I’m on Linux too. AMD or Nvidia?
I haven’t gotten into a console since SNES.
I bought a PS5, played it a few times, but it gathers dust. I think it was last powered up in 2024. I don’t find the games fun.
What games do you play?
None at this point
The Sega Game Gear. That sucker could drain six AA batteries in about three hours. Do you know how hard it was to find a place to buy AA batteries on Christmas day?
While a rechargeable battery pack fixed that problem, most of the games were garbage compared to the GameBoy. The first party games were the best, but most everything else was ‘meh.’
I never did get that TV tuner add-on either.
I think one saving grace for the Game Gear was that you could also play Master System games using an adapter, if I remember correctly?
You might be thinking of the Sega Nomad, which was made explicitly to pay the full size cartridges. My dad had one for a while and it was the Game Gear turned to 11, flaws and all. Huge, hot, heavy, and devoured batteries. It was a cool concept on paper but nobody wanted to spend hundreds on it to play Sonic the Hedgehog on a tiny screen with a giant warm brick as a controller.
I was in primary school when the Game Gear was a thing, so my memory was foggy - but the adapter was definitely a thing:

Instant flashback to my childhood. At some point i finally got a used game gear somewhere and the games were just awfull.
PS5. Minimal games
PS4 - no games. Worse multimedia experience compared to PS3. No longer matters to me but did at launch.
Xbone - no games
Didn’t buy PS5 or another Xbox myself but my roommate did get a PS5. No games. He’s not buying another Sony console either.

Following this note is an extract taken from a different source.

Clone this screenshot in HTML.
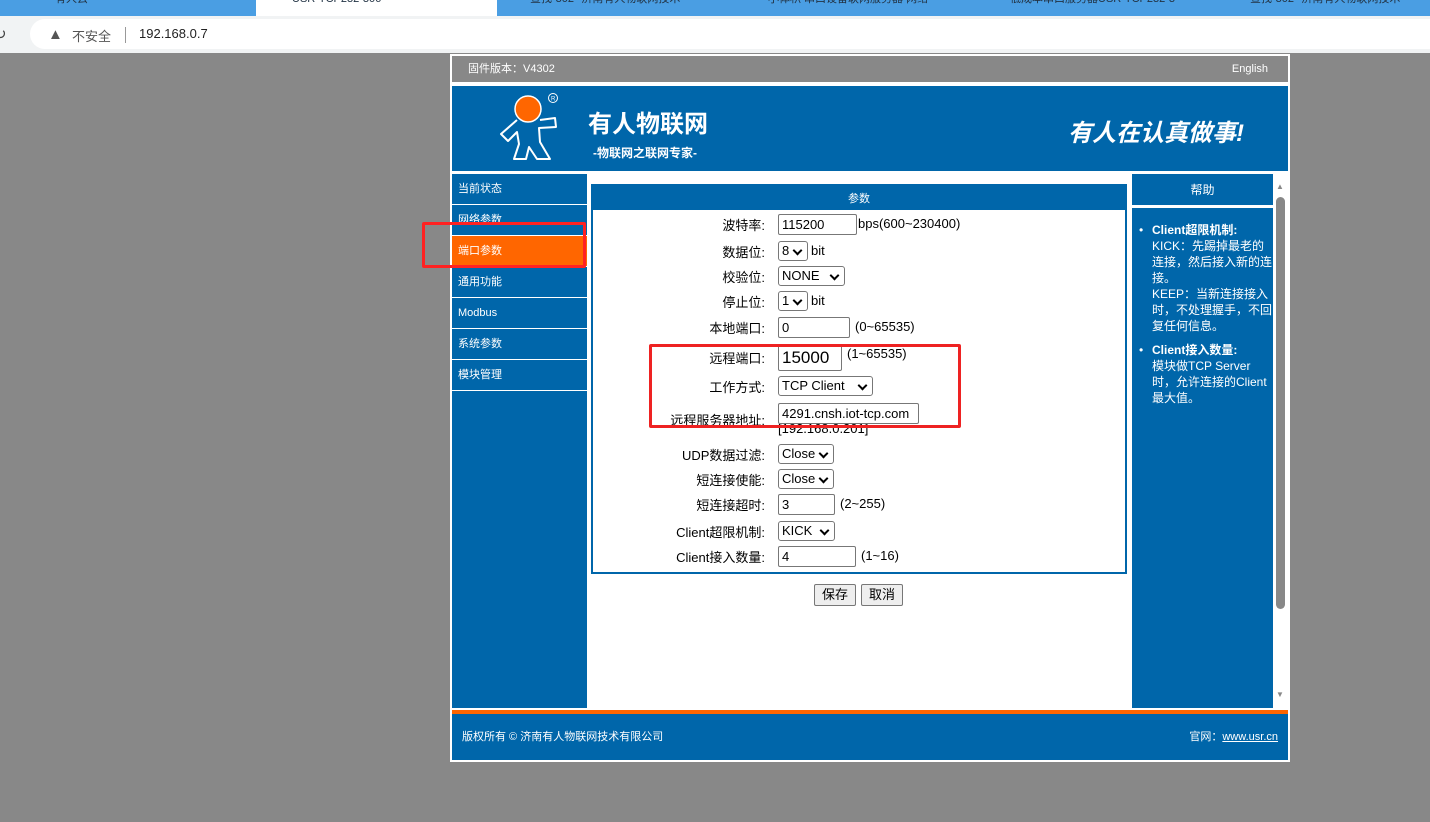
<!DOCTYPE html>
<html><head><meta charset="utf-8">
<style>
*{margin:0;padding:0;box-sizing:border-box}
body{width:1430px;height:822px;background:#888;font-family:"Liberation Sans","Noto Sans CJK SC",sans-serif;font-size:12px;position:relative;overflow:hidden;color:#000}
.abs{position:absolute}
.tabs{left:0;top:0;width:1430px;height:16px;background:#4a9ee3}
.tab{top:0;height:16px;color:#234;font-size:11px;line-height:0px;white-space:nowrap;overflow:hidden}
.addr{left:0;top:16px;width:1430px;height:37px;background:#f1f3f4}
.addrin{left:30px;top:19px;width:1420px;height:30px;background:#fff;border-radius:15px}
.panel{left:450px;top:54px;width:840px;height:708px;background:#fff}
.blue{background:#0066aa;color:#fff}
.nav div{position:absolute;left:452px;width:135px;height:30px;background:#0066aa;color:#fff;font-size:11px;line-height:30px;padding-left:6px}
.row{position:absolute;left:592px;width:533px;height:24px;font-size:13px}
.row .l{position:absolute;right:360px;top:1px;white-space:nowrap}
.row .f{position:absolute;left:186px;top:0}
.inp{display:inline-block;height:21px;border:1px solid #777;border-radius:2px;padding-left:3px;line-height:19px;font-size:13px;vertical-align:top;background:#fff}
.sel{display:inline-block;height:20px;border:1px solid #777;border-radius:3px;padding-left:3px;line-height:18px;font-size:13px;vertical-align:top;position:relative;background:#fff}
.sel:after{content:"";position:absolute;right:6px;top:5px;width:5px;height:5px;border-right:2px solid #000;border-bottom:2px solid #000;transform:rotate(45deg)}
.t{display:inline-block;vertical-align:top;line-height:19px;margin-left:3px}
.btn{position:absolute;top:584px;height:22px;border:1px solid #777;border-radius:2px;background:#eee;font-size:13px;line-height:20px;text-align:center}
</style></head><body>
<div class="abs tabs"></div>
<div class="abs" style="left:256px;top:0;width:241px;height:16px;background:#fff"></div>
<div class="abs tab" style="left:55px;top:-7px;height:14px;line-height:12px">有人云</div>
<div class="abs tab" style="left:292px;top:-7px;height:14px;line-height:12px">USR-TCP232-306</div>
<div class="abs tab" style="left:530px;top:-7px;height:14px;line-height:12px">查找“302”-济南有人物联网技术</div>
<div class="abs tab" style="left:768px;top:-7px;height:14px;line-height:12px">小体积 串口设备联网服务器 网络</div>
<div class="abs tab" style="left:1010px;top:-7px;height:14px;line-height:12px">低成本串口服务器USR-TCP232-3</div>
<div class="abs tab" style="left:1250px;top:-7px;height:14px;line-height:12px">查找“302”-济南有人物联网技术</div>
<div class="abs addr"></div>
<div class="abs addrin"></div>
<div class="abs" style="left:48px;top:26px;font-size:15px;color:#555">▲</div>
<div class="abs" style="left:72px;top:26px;font-size:13px;color:#555">不安全</div>
<div class="abs" style="left:125px;top:27px;width:1px;height:16px;background:#999"></div>
<div class="abs" style="left:139px;top:26px;font-size:13px;color:#222">192.168.0.7</div>
<div class="abs" style="left:-6px;top:25px;font-size:15px;color:#444">↻</div>

<div class="abs panel"></div>
<div class="abs" style="left:452px;top:56px;width:836px;height:26px;background:#888;color:#fff;font-size:11px;line-height:26px"><span style="margin-left:16px">固件版本：V4302</span><span style="position:absolute;right:20px">English</span></div>
<div class="abs blue" style="left:452px;top:86px;width:836px;height:85px"></div>
<svg class="abs" style="left:495px;top:90px" width="70" height="75" viewBox="0 0 70 75">
<circle cx="33" cy="19" r="13" fill="#f60" stroke="#fff" stroke-width="1.5"/>
<circle cx="58" cy="8" r="4.5" fill="none" stroke="#fff" stroke-width="1"/>
<text x="56" y="10.5" font-size="6" fill="#fff" font-family="Liberation Sans">R</text>
<path d="M22 30 L6 44 L13 51 L22 42 L24 54 L19 69 L31 69 L34 57 L42 69 L55 69 L45 52 L44 38 L61 37 L60 28 L45 30" fill="none" stroke="#fff" stroke-width="2" stroke-linejoin="round"/>
</svg>
<div class="abs" style="left:588px;top:104px;color:#fff;font-size:24px;font-weight:bold">有人物联网</div>
<div class="abs" style="left:593px;top:144px;color:#fff;font-size:12px;font-weight:bold">-物联网之联网专家-</div>
<div class="abs" style="left:1068px;top:113px;color:#fff;font-size:24px;font-weight:bold;font-style:italic">有人在认真做事!</div>

<div class="nav">
<div style="top:174px">当前状态</div>
<div style="top:205px">网络参数</div>
<div style="top:236px;background:#f60">端口参数</div>
<div style="top:267px">通用功能</div>
<div style="top:298px">Modbus</div>
<div style="top:329px">系统参数</div>
<div style="top:360px">模块管理</div>
<div style="top:391px;height:317px"></div>
</div>
<div class="abs" style="left:422px;top:222px;width:164px;height:46px;border:3px solid #f22;border-radius:2px"></div>

<div class="abs" style="left:591px;top:184px;width:536px;height:390px;border:2px solid #0066aa"></div>
<div class="abs blue" style="left:591px;top:184px;width:536px;height:26px;text-align:center;line-height:30px;font-size:11px">参数</div>

<div class="row" style="top:214px"><span class="l">波特率:</span><span class="f"><span class="inp" style="width:79px">115200</span><span class="t" style="margin-left:1px">bps(600~230400)</span></span></div>
<div class="row" style="top:241px"><span class="l">数据位:</span><span class="f"><span class="sel" style="width:30px">8</span><span class="t">bit</span></span></div>
<div class="row" style="top:266px"><span class="l">校验位:</span><span class="f"><span class="sel" style="width:67px">NONE</span></span></div>
<div class="row" style="top:291px"><span class="l">停止位:</span><span class="f"><span class="sel" style="width:30px">1</span><span class="t">bit</span></span></div>
<div class="row" style="top:317px"><span class="l">本地端口:</span><span class="f"><span class="inp" style="width:72px">0</span><span class="t" style="margin-left:5px">(0~65535)</span></span></div>
<div class="row" style="top:345px"><span class="l" style="top:3px">远程端口:</span><span class="f"><span class="inp" style="width:64px;height:26px;font-size:17px;line-height:24px">15000</span><span class="t" style="margin-left:5px;line-height:18px">(1~65535)</span></span></div>
<div class="row" style="top:376px"><span class="l">工作方式:</span><span class="f"><span class="sel" style="width:95px">TCP Client</span></span></div>
<div class="row" style="top:403px"><span class="l" style="top:7px">远程服务器地址:</span><span class="f"><span class="inp" style="width:141px">4291.cnsh.iot-tcp.com</span></span></div>
<div class="abs" style="left:778px;top:424px;font-size:13px;height:13px;overflow:hidden;line-height:9px">[192.168.0.201]</div>
<div class="abs" style="left:649px;top:344px;width:312px;height:84px;border:3px solid #e22;border-radius:2px"></div>

<div class="row" style="top:444px"><span class="l">UDP数据过滤:</span><span class="f"><span class="sel" style="width:56px">Close</span></span></div>
<div class="row" style="top:469px"><span class="l">短连接使能:</span><span class="f"><span class="sel" style="width:56px">Close</span></span></div>
<div class="row" style="top:494px"><span class="l">短连接超时:</span><span class="f"><span class="inp" style="width:57px">3</span><span class="t" style="margin-left:5px">(2~255)</span></span></div>
<div class="row" style="top:521px"><span class="l">Client超限机制:</span><span class="f"><span class="sel" style="width:57px">KICK</span></span></div>
<div class="row" style="top:546px"><span class="l">Client接入数量:</span><span class="f"><span class="inp" style="width:78px">4</span><span class="t" style="margin-left:5px">(1~16)</span></span></div>

<div class="btn" style="left:814px;width:42px">保存</div>
<div class="btn" style="left:861px;width:42px">取消</div>

<div class="abs blue" style="left:1132px;top:174px;width:141px;height:31px;text-align:center;line-height:32px;font-size:12px">帮助</div>
<div class="abs blue" style="left:1132px;top:208px;width:141px;height:500px"></div>
<div class="abs" style="left:1152px;top:222px;width:122px;font-size:12px;line-height:16px;color:#fff">
<div style="position:relative"><span style="position:absolute;left:-13px">•</span><b>Client超限机制:</b><br>KICK：先踢掉最老的<br>连接，然后接入新的连<br>接。<br>KEEP：当新连接接入<br>时，不处理握手，不回<br>复任何信息。</div>
<div style="position:relative;margin-top:8px"><span style="position:absolute;left:-13px">•</span><b>Client接入数量:</b><br>模块做TCP Server<br>时，允许连接的Client<br>最大值。</div>
</div>
<div class="abs" style="left:1274px;top:174px;width:14px;height:534px;background:#fff"></div>
<div class="abs" style="left:1276px;top:182px;font-size:8px;color:#888">▲</div>
<div class="abs" style="left:1276px;top:690px;font-size:8px;color:#888">▼</div>
<div class="abs" style="left:1276px;top:197px;width:9px;height:412px;background:#888;border-radius:5px"></div>

<div class="abs" style="left:452px;top:710px;width:836px;height:4px;background:#f60"></div>
<div class="abs blue" style="left:452px;top:714px;width:836px;height:46px;font-size:11px;line-height:46px"><span style="margin-left:10px">版权所有 © 济南有人物联网技术有限公司</span><span style="position:absolute;right:10px">官网：<u>www.usr.cn</u></span></div>
</body></html>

Artificial value of exclusives lost combined with drastically less output from AAA and oddball titles like Sony had on PSN during PS3 era renders consoles completely pointless to me now. Since I was always PC gaming while also owning consoles in the past, I built a PC for the living room too.
Upcoming disappointment:
Probably Switch 2. I think Nintendo has lost their way ever since Iwata died. Certainly their style has evaporated. You will like your black/white barren GUI or else Mario’s getting shot. Switch 1 was already borderline.